Stated task>
Copy exactly the lines from the start of the material through the line with "const [text, setText] = useState(value);". Pictures stay out of the copy.

►

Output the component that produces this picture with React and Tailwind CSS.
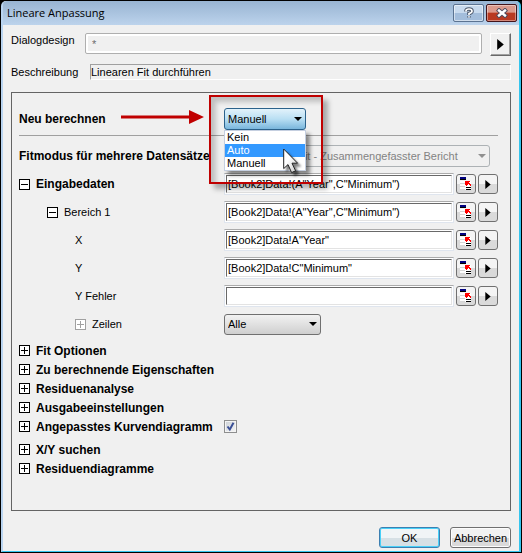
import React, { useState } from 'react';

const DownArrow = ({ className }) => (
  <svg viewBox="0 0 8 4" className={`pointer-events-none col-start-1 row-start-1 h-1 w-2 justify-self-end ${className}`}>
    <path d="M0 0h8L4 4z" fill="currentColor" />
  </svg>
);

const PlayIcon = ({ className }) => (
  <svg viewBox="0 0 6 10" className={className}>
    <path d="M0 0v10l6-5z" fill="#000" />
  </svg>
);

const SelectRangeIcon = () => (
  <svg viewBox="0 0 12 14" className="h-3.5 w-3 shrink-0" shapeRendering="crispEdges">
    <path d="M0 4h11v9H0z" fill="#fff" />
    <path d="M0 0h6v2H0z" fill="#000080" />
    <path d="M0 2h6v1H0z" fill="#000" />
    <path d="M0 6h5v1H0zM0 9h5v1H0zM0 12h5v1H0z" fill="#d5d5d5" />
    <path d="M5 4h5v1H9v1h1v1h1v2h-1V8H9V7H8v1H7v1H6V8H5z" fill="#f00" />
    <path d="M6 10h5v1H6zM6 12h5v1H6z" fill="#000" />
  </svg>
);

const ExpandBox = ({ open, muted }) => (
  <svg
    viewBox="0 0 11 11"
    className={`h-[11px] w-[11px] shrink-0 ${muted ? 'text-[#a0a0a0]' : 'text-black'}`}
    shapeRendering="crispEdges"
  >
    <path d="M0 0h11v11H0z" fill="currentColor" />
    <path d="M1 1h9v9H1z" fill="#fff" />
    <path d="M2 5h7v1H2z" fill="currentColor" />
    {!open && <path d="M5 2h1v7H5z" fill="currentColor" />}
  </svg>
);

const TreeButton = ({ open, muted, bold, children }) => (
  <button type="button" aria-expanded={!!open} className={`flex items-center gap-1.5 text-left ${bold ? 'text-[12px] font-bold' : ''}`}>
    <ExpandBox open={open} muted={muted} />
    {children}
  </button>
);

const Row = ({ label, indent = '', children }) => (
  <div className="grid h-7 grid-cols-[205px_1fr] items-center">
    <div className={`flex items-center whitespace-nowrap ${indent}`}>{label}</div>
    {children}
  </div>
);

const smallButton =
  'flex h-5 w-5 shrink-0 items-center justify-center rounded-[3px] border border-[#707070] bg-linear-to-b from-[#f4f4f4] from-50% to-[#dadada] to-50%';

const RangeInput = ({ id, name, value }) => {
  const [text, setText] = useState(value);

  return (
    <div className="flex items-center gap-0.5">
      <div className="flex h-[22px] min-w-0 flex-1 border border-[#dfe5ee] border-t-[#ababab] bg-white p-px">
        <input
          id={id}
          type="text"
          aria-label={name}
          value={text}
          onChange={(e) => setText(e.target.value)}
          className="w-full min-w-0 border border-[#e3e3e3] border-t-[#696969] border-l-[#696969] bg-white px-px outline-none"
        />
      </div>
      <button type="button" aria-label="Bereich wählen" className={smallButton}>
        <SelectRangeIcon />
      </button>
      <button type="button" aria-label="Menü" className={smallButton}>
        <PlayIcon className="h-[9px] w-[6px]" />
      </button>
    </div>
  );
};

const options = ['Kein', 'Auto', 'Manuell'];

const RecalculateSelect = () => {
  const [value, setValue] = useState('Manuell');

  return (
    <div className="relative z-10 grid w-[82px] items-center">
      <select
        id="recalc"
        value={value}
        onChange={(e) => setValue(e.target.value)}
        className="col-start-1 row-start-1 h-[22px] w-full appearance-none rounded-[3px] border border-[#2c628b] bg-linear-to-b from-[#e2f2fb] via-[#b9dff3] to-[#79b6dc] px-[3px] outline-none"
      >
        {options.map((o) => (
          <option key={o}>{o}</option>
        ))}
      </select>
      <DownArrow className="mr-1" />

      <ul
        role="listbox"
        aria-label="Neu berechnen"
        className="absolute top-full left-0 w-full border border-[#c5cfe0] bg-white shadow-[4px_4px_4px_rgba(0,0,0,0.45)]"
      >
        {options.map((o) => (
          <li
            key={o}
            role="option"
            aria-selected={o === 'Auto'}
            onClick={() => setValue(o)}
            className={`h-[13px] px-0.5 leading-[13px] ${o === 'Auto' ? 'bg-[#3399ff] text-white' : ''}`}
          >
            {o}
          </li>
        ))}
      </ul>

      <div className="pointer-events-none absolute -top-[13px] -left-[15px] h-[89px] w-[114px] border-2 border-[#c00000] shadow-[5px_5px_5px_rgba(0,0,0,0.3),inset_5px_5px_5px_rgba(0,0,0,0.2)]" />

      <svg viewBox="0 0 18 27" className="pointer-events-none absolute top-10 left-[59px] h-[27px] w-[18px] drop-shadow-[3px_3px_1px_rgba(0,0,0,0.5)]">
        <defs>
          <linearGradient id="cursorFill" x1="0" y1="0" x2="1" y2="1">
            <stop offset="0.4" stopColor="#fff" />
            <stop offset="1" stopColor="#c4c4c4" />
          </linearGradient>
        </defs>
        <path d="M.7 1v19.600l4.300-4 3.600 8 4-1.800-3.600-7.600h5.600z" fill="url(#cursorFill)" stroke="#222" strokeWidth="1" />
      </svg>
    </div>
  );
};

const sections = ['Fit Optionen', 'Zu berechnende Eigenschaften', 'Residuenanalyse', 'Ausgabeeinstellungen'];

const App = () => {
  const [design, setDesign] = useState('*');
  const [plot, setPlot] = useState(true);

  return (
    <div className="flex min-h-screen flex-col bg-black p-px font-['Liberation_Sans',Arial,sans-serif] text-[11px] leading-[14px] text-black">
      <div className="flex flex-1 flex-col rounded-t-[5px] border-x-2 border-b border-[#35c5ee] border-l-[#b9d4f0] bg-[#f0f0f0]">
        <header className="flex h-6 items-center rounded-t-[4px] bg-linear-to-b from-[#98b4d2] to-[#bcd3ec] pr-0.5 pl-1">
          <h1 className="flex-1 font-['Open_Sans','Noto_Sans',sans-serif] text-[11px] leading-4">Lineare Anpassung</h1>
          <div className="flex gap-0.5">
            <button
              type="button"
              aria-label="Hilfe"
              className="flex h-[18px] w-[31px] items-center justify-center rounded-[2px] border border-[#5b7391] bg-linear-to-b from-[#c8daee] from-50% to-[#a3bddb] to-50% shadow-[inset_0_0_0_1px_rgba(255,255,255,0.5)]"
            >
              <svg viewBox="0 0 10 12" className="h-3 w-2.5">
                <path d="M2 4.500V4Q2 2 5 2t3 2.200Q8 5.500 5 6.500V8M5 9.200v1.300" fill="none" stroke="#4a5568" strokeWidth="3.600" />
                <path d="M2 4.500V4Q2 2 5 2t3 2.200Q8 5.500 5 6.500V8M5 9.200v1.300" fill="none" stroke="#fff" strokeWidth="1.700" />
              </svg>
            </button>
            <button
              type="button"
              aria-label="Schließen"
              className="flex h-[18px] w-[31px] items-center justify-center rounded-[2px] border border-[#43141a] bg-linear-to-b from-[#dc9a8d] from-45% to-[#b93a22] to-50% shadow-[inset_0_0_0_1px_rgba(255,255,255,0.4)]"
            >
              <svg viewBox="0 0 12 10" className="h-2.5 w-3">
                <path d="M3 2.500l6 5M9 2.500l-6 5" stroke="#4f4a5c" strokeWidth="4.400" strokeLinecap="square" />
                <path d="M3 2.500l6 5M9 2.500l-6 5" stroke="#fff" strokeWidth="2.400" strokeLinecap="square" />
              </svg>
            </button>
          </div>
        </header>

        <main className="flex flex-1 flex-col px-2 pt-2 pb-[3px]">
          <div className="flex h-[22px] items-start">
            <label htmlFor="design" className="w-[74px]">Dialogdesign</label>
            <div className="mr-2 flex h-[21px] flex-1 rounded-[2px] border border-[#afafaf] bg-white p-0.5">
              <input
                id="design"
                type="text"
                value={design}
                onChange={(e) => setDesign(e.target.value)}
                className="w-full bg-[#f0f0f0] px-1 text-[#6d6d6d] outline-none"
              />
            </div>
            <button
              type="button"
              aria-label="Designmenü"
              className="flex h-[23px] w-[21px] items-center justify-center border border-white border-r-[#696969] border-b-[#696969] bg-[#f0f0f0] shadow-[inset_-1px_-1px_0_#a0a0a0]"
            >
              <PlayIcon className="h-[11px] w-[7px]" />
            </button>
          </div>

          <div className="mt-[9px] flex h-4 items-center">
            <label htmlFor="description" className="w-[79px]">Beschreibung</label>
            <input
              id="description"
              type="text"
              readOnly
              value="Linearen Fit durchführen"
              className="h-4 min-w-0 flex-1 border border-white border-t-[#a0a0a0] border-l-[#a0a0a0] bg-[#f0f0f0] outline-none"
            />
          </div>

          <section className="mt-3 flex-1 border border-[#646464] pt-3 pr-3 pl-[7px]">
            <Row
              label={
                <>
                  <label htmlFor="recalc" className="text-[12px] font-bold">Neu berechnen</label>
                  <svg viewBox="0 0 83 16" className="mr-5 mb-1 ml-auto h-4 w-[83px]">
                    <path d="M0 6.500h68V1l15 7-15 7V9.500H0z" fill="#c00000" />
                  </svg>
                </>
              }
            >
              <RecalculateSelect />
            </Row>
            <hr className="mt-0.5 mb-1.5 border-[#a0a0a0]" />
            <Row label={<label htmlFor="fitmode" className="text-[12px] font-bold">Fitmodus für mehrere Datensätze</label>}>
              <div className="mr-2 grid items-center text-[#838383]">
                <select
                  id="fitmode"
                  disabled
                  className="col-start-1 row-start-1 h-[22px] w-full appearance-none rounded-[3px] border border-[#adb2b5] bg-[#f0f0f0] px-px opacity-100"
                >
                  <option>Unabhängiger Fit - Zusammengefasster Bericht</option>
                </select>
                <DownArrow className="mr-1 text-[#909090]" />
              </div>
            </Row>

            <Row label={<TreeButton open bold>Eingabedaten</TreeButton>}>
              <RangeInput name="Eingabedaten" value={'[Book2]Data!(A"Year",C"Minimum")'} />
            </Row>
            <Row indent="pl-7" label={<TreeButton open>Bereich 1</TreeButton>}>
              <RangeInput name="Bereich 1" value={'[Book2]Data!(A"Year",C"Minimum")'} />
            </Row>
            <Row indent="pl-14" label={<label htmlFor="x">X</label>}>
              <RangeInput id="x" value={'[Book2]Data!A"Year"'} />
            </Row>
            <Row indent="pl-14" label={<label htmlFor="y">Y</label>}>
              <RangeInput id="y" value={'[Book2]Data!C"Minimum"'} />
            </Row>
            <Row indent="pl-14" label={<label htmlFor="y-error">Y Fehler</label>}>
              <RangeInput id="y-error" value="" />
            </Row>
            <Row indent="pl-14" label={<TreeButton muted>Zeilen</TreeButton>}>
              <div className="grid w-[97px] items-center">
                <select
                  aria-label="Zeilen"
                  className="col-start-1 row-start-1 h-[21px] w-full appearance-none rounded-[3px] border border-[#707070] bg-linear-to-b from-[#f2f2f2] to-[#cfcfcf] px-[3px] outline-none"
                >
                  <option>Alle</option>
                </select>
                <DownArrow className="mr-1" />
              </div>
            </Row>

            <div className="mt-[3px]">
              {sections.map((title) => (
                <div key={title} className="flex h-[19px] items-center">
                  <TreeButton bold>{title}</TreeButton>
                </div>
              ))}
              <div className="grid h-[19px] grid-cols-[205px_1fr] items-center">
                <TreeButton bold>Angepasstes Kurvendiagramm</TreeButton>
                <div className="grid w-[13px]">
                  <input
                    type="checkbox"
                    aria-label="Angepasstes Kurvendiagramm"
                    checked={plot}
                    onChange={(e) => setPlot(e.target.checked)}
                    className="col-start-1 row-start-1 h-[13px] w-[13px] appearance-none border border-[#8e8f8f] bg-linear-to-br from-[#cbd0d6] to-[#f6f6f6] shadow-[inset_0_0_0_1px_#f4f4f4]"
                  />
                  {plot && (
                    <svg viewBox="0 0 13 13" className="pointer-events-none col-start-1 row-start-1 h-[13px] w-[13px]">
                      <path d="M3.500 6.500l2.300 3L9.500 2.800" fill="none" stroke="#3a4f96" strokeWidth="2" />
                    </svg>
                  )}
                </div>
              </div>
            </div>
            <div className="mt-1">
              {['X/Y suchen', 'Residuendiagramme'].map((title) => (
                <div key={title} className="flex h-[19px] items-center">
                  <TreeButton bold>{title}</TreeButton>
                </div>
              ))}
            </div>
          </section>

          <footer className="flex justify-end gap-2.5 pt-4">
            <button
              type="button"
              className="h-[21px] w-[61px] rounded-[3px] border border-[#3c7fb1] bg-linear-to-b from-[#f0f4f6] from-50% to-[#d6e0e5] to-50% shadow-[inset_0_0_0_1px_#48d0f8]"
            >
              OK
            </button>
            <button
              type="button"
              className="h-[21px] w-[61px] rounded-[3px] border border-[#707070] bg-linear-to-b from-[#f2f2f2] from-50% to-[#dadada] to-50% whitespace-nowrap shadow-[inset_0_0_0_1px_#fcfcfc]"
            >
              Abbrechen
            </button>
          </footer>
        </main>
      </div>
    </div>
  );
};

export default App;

◄

Task solution>
Output the component that produces this picture with React and Tailwind CSS.
import React, { useState } from 'react';

const DownArrow = ({ className }) => (
  <svg viewBox="0 0 8 4" className={`pointer-events-none col-start-1 row-start-1 h-1 w-2 justify-self-end ${className}`}>
    <path d="M0 0h8L4 4z" fill="currentColor" />
  </svg>
);

const PlayIcon = ({ className }) => (
  <svg viewBox="0 0 6 10" className={className}>
    <path d="M0 0v10l6-5z" fill="#000" />
  </svg>
);

const SelectRangeIcon = () => (
  <svg viewBox="0 0 12 14" className="h-3.5 w-3 shrink-0" shapeRendering="crispEdges">
    <path d="M0 4h11v9H0z" fill="#fff" />
    <path d="M0 0h6v2H0z" fill="#000080" />
    <path d="M0 2h6v1H0z" fill="#000" />
    <path d="M0 6h5v1H0zM0 9h5v1H0zM0 12h5v1H0z" fill="#d5d5d5" />
    <path d="M5 4h5v1H9v1h1v1h1v2h-1V8H9V7H8v1H7v1H6V8H5z" fill="#f00" />
    <path d="M6 10h5v1H6zM6 12h5v1H6z" fill="#000" />
  </svg>
);

const ExpandBox = ({ open, muted }) => (
  <svg
    viewBox="0 0 11 11"
    className={`h-[11px] w-[11px] shrink-0 ${muted ? 'text-[#a0a0a0]' : 'text-black'}`}
    shapeRendering="crispEdges"
  >
    <path d="M0 0h11v11H0z" fill="currentColor" />
    <path d="M1 1h9v9H1z" fill="#fff" />
    <path d="M2 5h7v1H2z" fill="currentColor" />
    {!open && <path d="M5 2h1v7H5z" fill="currentColor" />}
  </svg>
);

const TreeButton = ({ open, muted, bold, children }) => (
  <button type="button" aria-expanded={!!open} className={`flex items-center gap-1.5 text-left ${bold ? 'text-[12px] font-bold' : ''}`}>
    <ExpandBox open={open} muted={muted} />
    {children}
  </button>
);

const Row = ({ label, indent = '', children }) => (
  <div className="grid h-7 grid-cols-[205px_1fr] items-center">
    <div className={`flex items-center whitespace-nowrap ${indent}`}>{label}</div>
    {children}
  </div>
);

const smallButton =
  'flex h-5 w-5 shrink-0 items-center justify-center rounded-[3px] border border-[#707070] bg-linear-to-b from-[#f4f4f4] from-50% to-[#dadada] to-50%';

const RangeInput = ({ id, name, value }) => {
  const [text, setText] = useState(value);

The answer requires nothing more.